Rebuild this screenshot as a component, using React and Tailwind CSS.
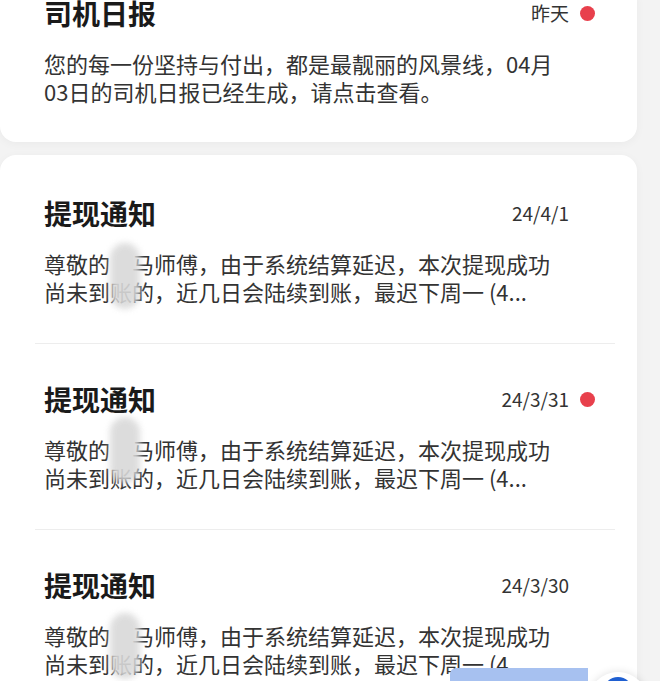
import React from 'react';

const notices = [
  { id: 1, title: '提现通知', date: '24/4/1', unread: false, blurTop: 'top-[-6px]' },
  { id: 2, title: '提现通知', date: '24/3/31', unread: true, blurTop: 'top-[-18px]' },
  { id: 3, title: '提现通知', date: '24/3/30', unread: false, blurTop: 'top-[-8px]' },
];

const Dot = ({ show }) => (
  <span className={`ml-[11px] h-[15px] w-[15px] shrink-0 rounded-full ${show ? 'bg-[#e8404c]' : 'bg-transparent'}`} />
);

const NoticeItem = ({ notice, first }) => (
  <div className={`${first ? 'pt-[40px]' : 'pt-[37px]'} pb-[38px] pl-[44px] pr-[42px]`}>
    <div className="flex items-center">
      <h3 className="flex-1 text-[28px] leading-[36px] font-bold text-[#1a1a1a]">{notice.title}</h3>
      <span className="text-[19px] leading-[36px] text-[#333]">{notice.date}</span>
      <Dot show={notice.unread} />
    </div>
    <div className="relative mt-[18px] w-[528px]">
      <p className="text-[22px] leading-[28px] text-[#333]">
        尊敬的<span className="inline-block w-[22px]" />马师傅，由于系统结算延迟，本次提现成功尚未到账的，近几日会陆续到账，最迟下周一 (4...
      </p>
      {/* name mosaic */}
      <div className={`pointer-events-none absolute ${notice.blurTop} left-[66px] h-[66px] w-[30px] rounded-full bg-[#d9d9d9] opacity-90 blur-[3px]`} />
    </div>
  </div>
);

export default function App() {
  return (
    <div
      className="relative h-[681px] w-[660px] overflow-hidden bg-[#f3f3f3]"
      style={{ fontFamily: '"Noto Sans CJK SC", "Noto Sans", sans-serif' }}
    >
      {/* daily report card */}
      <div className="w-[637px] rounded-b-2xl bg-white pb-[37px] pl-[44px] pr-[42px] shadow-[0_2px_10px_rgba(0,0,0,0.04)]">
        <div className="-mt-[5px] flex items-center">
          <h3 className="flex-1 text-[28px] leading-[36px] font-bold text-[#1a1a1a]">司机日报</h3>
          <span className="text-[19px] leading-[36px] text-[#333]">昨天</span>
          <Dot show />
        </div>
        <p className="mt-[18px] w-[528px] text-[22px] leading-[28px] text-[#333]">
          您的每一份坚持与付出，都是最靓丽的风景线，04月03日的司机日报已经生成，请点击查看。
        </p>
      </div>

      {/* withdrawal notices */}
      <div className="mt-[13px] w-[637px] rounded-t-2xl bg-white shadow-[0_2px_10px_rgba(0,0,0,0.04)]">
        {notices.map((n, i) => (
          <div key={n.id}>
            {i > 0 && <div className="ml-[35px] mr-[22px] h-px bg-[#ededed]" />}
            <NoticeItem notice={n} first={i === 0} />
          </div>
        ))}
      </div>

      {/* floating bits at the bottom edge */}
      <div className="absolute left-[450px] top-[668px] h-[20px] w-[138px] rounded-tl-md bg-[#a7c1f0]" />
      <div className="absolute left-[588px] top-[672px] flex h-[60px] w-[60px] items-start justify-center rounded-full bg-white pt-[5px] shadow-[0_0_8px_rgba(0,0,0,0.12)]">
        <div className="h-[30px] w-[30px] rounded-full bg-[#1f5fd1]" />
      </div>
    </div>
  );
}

******************************

● Given problem
Pictures excluded, repeat exactly the lines from the top of the material through the line with "import React from 'react';", including both of those lines.

● Output of the task
Rebuild this screenshot as a component, using React and Tailwind CSS.
import React from 'react';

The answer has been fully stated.